***** Data segment *****

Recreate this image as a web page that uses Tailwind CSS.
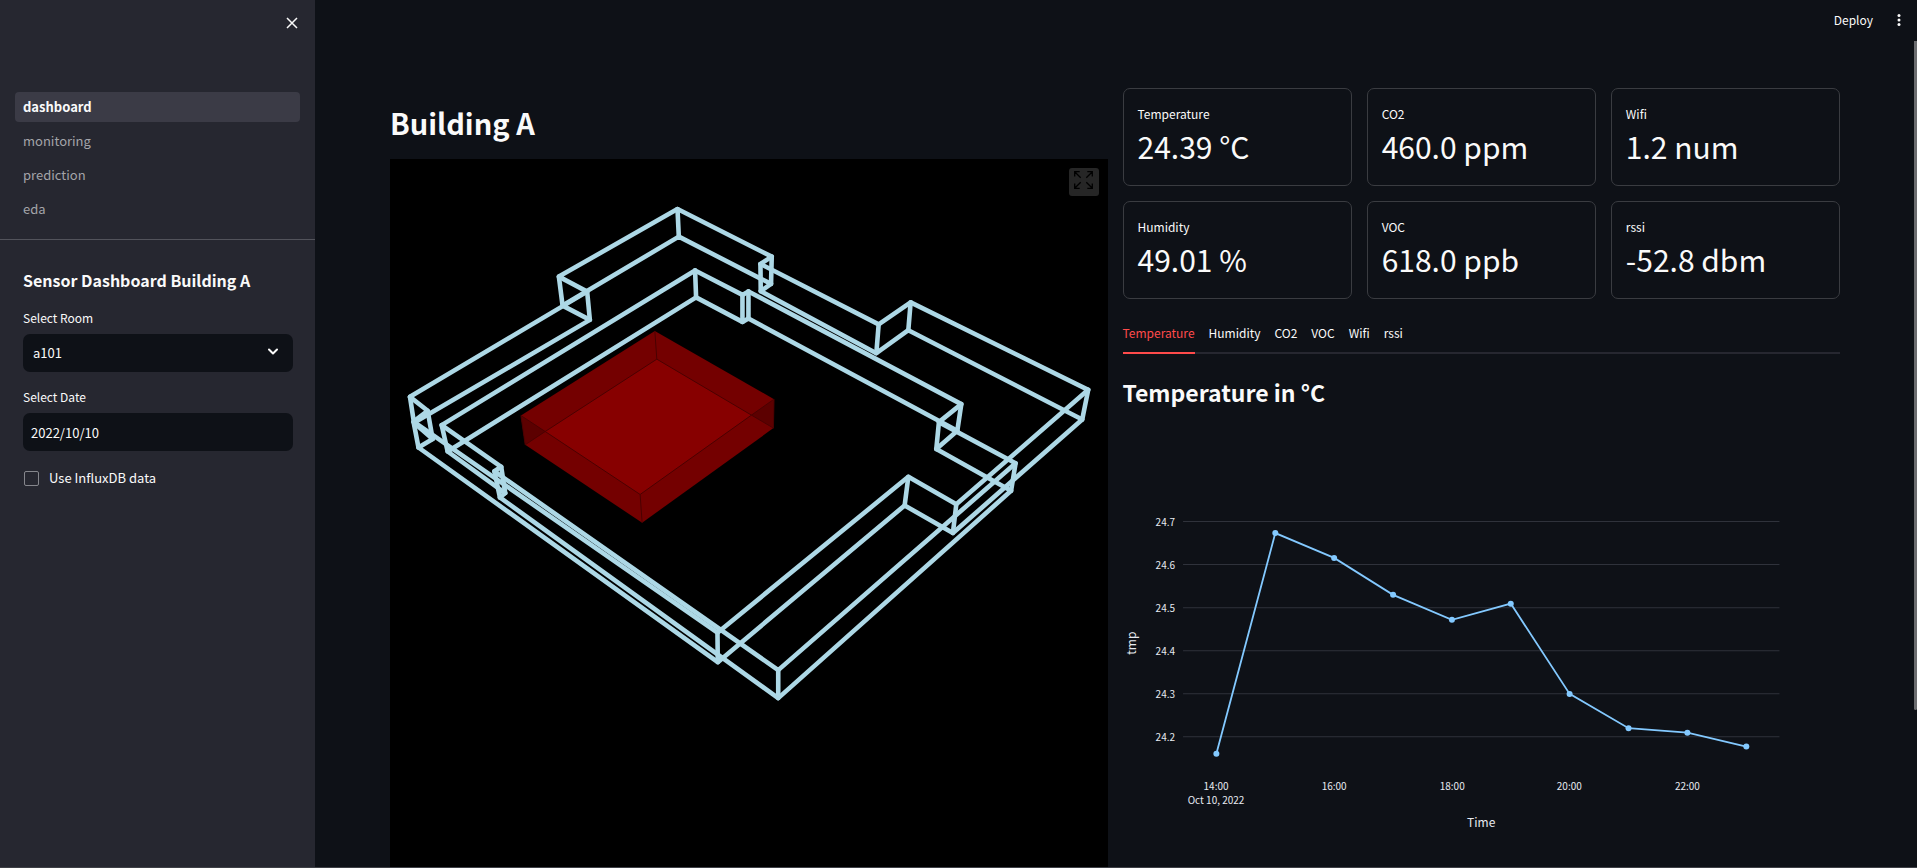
<!DOCTYPE html>
<html lang="en">
<head>
<meta charset="utf-8">
<meta name="viewport" content="width=device-width, initial-scale=1">
<title>Sensor Dashboard</title>
<script src="https://cdn.jsdelivr.net/npm/@tailwindcss/browser@4"></script>
</head>
<body class="h-screen overflow-hidden bg-[#0e1117] font-['Noto_Sans_CJK_SC','Noto_Sans',sans-serif] text-[#fafafa]">
<div class="flex h-full border-b border-[#3f4147]">

  <!-- Sidebar -->
  <aside class="w-[315px] shrink-0 bg-[#262730]">
    <div class="flex h-[92px] items-start justify-end p-3">
      <button type="button" aria-label="Close sidebar" class="flex size-[22px] items-center justify-center">
        <svg class="size-3" viewBox="0 0 12 12" fill="none" stroke="#fafafa" stroke-width="1.5"><path d="M1 1l10 10M11 1L1 11"/></svg>
      </button>
    </div>
    <nav class="flex flex-col gap-1 px-[15px] text-[13px] leading-[30px]">
      <a href="#dashboard" aria-current="page" class="rounded bg-[#3b3b46] px-2 font-bold">dashboard</a>
      <a href="#monitoring" class="rounded px-2 text-[#a3a4a9]">monitoring</a>
      <a href="#prediction" class="rounded px-2 text-[#a3a4a9]">prediction</a>
      <a href="#eda" class="rounded px-2 text-[#a3a4a9]">eda</a>
    </nav>
    <hr class="mt-[15px] border-[#52535b]">
    <form class="flex flex-col pr-[22px] pl-[23px]">
      <h2 class="mt-7 text-[16px] leading-6 font-bold">Sensor Dashboard Building A</h2>
      <label for="room" class="mt-4 text-[12px] leading-5">Select Room</label>
      <div class="relative mt-[6px] flex">
        <select id="room" class="h-[38px] w-full appearance-none rounded-[7px] bg-[#0e1117] px-[10px] text-[13px]">
          <option>a101</option>
        </select>
        <svg class="pointer-events-none absolute top-[14px] right-[15px] h-2 w-[10px]" viewBox="0 0 10 8" fill="none" stroke="#fafafa" stroke-width="2" stroke-linecap="round" stroke-linejoin="round"><path d="M1 1.5l4 4 4-4"/></svg>
      </div>
      <label for="date" class="mt-[15px] text-[12px] leading-5">Select Date</label>
      <input id="date" type="text" value="2022/10/10" class="mt-[6px] h-[38px] w-full rounded-[7px] bg-[#0e1117] px-2 text-[13px]">
      <div class="mt-4 flex items-center pl-px">
        <input id="influx" type="checkbox" class="size-[15px] appearance-none rounded-[2px] border border-[#85868c]">
        <label for="influx" class="pl-[10px] text-[13px] leading-[22px]">Use InfluxDB data</label>
      </div>
    </form>
  </aside>

  <!-- Main area -->
  <main class="relative flex min-w-0 flex-1 flex-col">
    <header class="flex h-10 shrink-0 items-center justify-end gap-5 pr-3">
      <button type="button" class="text-[12px] leading-5">Deploy</button>
      <button type="button" aria-label="Menu" class="flex w-3 justify-center">
        <svg class="h-3 w-1" viewBox="0 0 4 12" fill="#fafafa"><circle cx="2" cy="1.5" r="1.5"/><circle cx="2" cy="6" r="1.5"/><circle cx="2" cy="10.5" r="1.5"/></svg>
      </button>
    </header>
    <div class="absolute top-[41px] right-0 h-[669px] w-[3px] rounded-b-sm bg-[#6c6d70]"></div>

    <div class="grid min-h-0 flex-1 grid-cols-2 gap-[15px] pt-12 pr-[77px] pl-[75px]">
      <section class="flex min-h-0 flex-col">
        <h1 class="pt-[14px] pb-[17px] text-[29px] leading-10 font-bold">Building A</h1>
        <div class="relative min-h-0 flex-1 overflow-hidden bg-black">
          <svg class="w-full" viewBox="390 159 718 709" role="img" aria-label="3D model of building A">
            <!-- selected room -->
            <g stroke="#4a0000" stroke-width="1" stroke-linejoin="round">
              <path fill="#740000" stroke="none" d="M655 331L774.3 399.3 773.7 428.3 642.3 523 525.3 445 521 415.7z"/>
              <path fill="#870000" d="M657 359.3L751.7 415.3 640.3 494.7 545.3 431.7z"/>
              <path fill="#5c0000" d="M521 415.7L545.3 431.7 525.3 445zM774.3 399.3L751.7 415.3 773.7 428.3z"/>
              <path fill="none" d="M655 331L657 359.3M640.3 494.7L642.3 523"/>
            </g>
            <!-- walls -->
            <g fill="none" stroke="#add8e6" stroke-width="4.6" stroke-linejoin="round" stroke-linecap="round">
              <path d="M677.7 209L772 256.7 760.7 264 879 324.5 911 302.5 1088.7 390 956.7 504.5 908.7 477 717.7 633 413.5 421.7 427.7 411 410 397 587.3 291.7 559 276.7z"/>
              <path d="M494.5 471.5L501.3 467 441.7 425.3 695.3 270.5 742.7 295 748.7 291.5 961.7 404.3 939.3 422.3 1016 463.5 778.5 670.5z"/>
              <path d="M679 236.7L771.3 284 761 291.3 876.7 353.3 908.7 330.3 1082.7 419.7 953.3 533.3 905 505.7 718 662.5 418.5 447.7 432.7 439.3 414 423 590 320 562.7 305.7z"/>
              <path d="M500 497.7L505.3 493.3 447.7 451.7 696.3 297.5 742.7 322 748.7 318.7 957.7 431 936.7 449.3 1011.5 491 778.5 698.5z"/>
              <path d="M677.7 209L679 236.7M772 256.7L771.3 284M760.7 264L761 291.3M879 324.5L876.7 353.3M911 302.5L908.7 330.3M1088.7 390L1082.7 419.7M956.7 504.5L953.3 533.3M908.7 477L905 505.7M717.7 633L718 662.5M494.5 471.5L500 497.7M501.3 467L505.3 493.3M441.7 425.3L447.7 451.7M695.3 270.5L696.3 297.5M742.7 295V322M748.7 291.5V318.7M961.7 404.3L957.7 431M939.3 422.3L936.7 449.3M1016 463.5L1011.5 491M778.5 670.5V698.5M413.5 421.7L418.5 447.7M427.7 411L432.7 439.3M410 397L414 423M587.3 291.7L590 320M559 276.7L562.7 305.7"/>
            </g>
          </svg>
          <button type="button" aria-label="View fullscreen" class="absolute top-[9px] right-[9px] flex h-7 w-[30px] justify-center rounded-[3px] bg-[#262626] pt-[3px]">
            <svg class="h-[18px] w-[19px]" viewBox="0 0 19 18" fill="none" stroke="#000" stroke-width="1.3"><path d="M.7 5.5V.7h5M.7.7l6 6M13.3.7h5v4.8M18.3.7l-6 6M.7 12.5v4.8h5M.7 17.3l6-6M13.3 17.3h5v-4.8M18.3 17.3l-6-6"/></svg>
          </button>
        </div>
      </section>

      <section class="min-h-0">
        <dl class="grid grid-cols-3 gap-[15px]">
          <div class="rounded-[7px] border border-[#3a3c41] px-[14px] pt-[15px] pb-[17px]"><dt class="text-[12px] leading-5">Temperature</dt><dd class="text-[30px] leading-[44px]">24.39 °C</dd></div>
          <div class="rounded-[7px] border border-[#3a3c41] px-[14px] pt-[15px] pb-[17px]"><dt class="text-[12px] leading-5">CO2</dt><dd class="text-[30px] leading-[44px]">460.0 ppm</dd></div>
          <div class="rounded-[7px] border border-[#3a3c41] px-[14px] pt-[15px] pb-[17px]"><dt class="text-[12px] leading-5">Wifi</dt><dd class="text-[30px] leading-[44px]">1.2 num</dd></div>
          <div class="rounded-[7px] border border-[#3a3c41] px-[14px] pt-[15px] pb-[17px]"><dt class="text-[12px] leading-5">Humidity</dt><dd class="text-[30px] leading-[44px]">49.01 %</dd></div>
          <div class="rounded-[7px] border border-[#3a3c41] px-[14px] pt-[15px] pb-[17px]"><dt class="text-[12px] leading-5">VOC</dt><dd class="text-[30px] leading-[44px]">618.0 ppb</dd></div>
          <div class="rounded-[7px] border border-[#3a3c41] px-[14px] pt-[15px] pb-[17px]"><dt class="text-[12px] leading-5">rssi</dt><dd class="text-[30px] leading-[44px]">-52.8 dbm</dd></div>
        </dl>

        <div role="tablist" class="mt-[15px] flex gap-[14px] text-[12px] leading-[38px] shadow-[inset_0_-2px_0_#262730]">
          <button type="button" role="tab" aria-selected="true" class="border-b-2 border-[#ff4b4b] text-[#ff4b4b]">Temperature</button>
          <button type="button" role="tab" class="border-b-2 border-transparent">Humidity</button>
          <button type="button" role="tab" class="border-b-2 border-transparent">CO2</button>
          <button type="button" role="tab" class="border-b-2 border-transparent">VOC</button>
          <button type="button" role="tab" class="border-b-2 border-transparent">Wifi</button>
          <button type="button" role="tab" class="border-b-2 border-transparent">rssi</button>
        </div>

        <h2 class="mt-[22px] text-[23px] leading-8 font-bold">Temperature in °C</h2>
        <svg class="w-full" viewBox="1123 408 717 459" role="img" aria-label="Line chart of temperature over time">
          <path stroke="#2f323b" d="M1183 521.5h596M1183 564.5h596M1183 607.5h596M1183 650.5h596M1183 693.5h596M1183 736.5h596"/>
          <g fill="#e6eaf1" font-size="10" text-anchor="end">
            <text x="1175" y="526">24.7</text>
            <text x="1175" y="569">24.6</text>
            <text x="1175" y="612">24.5</text>
            <text x="1175" y="655">24.4</text>
            <text x="1175" y="698">24.3</text>
            <text x="1175" y="741">24.2</text>
          </g>
          <g fill="#e6eaf1" font-size="10" text-anchor="middle">
            <text x="1216" y="790">14:00</text>
            <text x="1216" y="804">Oct 10, 2022</text>
            <text x="1334" y="790">16:00</text>
            <text x="1452" y="790">18:00</text>
            <text x="1569" y="790">20:00</text>
            <text x="1687" y="790">22:00</text>
          </g>
          <g fill="#e6eaf1" font-size="12" text-anchor="middle">
            <text x="1481" y="827">Time</text>
            <text transform="translate(1136 643) rotate(-90)">tmp</text>
          </g>
          <path fill="none" stroke="#83c9ff" stroke-width="1.8" d="M1216.3 753.6L1275.2 533 1334 557.8 1392.9 594.7 1451.7 619.7 1510.5 603.5 1569.3 693.7 1628.2 728 1687 732.5 1745.9 746.3"/>
          <g fill="#83c9ff">
            <circle cx="1216.3" cy="753.6" r="3"/><circle cx="1275.2" cy="533" r="3"/><circle cx="1334" cy="557.8" r="3"/><circle cx="1392.9" cy="594.7" r="3"/><circle cx="1451.7" cy="619.7" r="3"/><circle cx="1510.5" cy="603.5" r="3"/><circle cx="1569.3" cy="693.7" r="3"/><circle cx="1628.2" cy="728" r="3"/><circle cx="1687" cy="732.5" r="3"/><circle cx="1745.9" cy="746.3" r="3"/>
          </g>
        </svg>
      </section>
    </div>
  </main>
</div>
</body>
</html>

*****

_Goal_
Copy out each line of the data containing the string "page".

_Complete answer_
Recreate this image as a web page that uses Tailwind CSS.
      <a href="#dashboard" aria-current="page" class="rounded bg-[#3b3b46] px-2 font-bold">dashboard</a>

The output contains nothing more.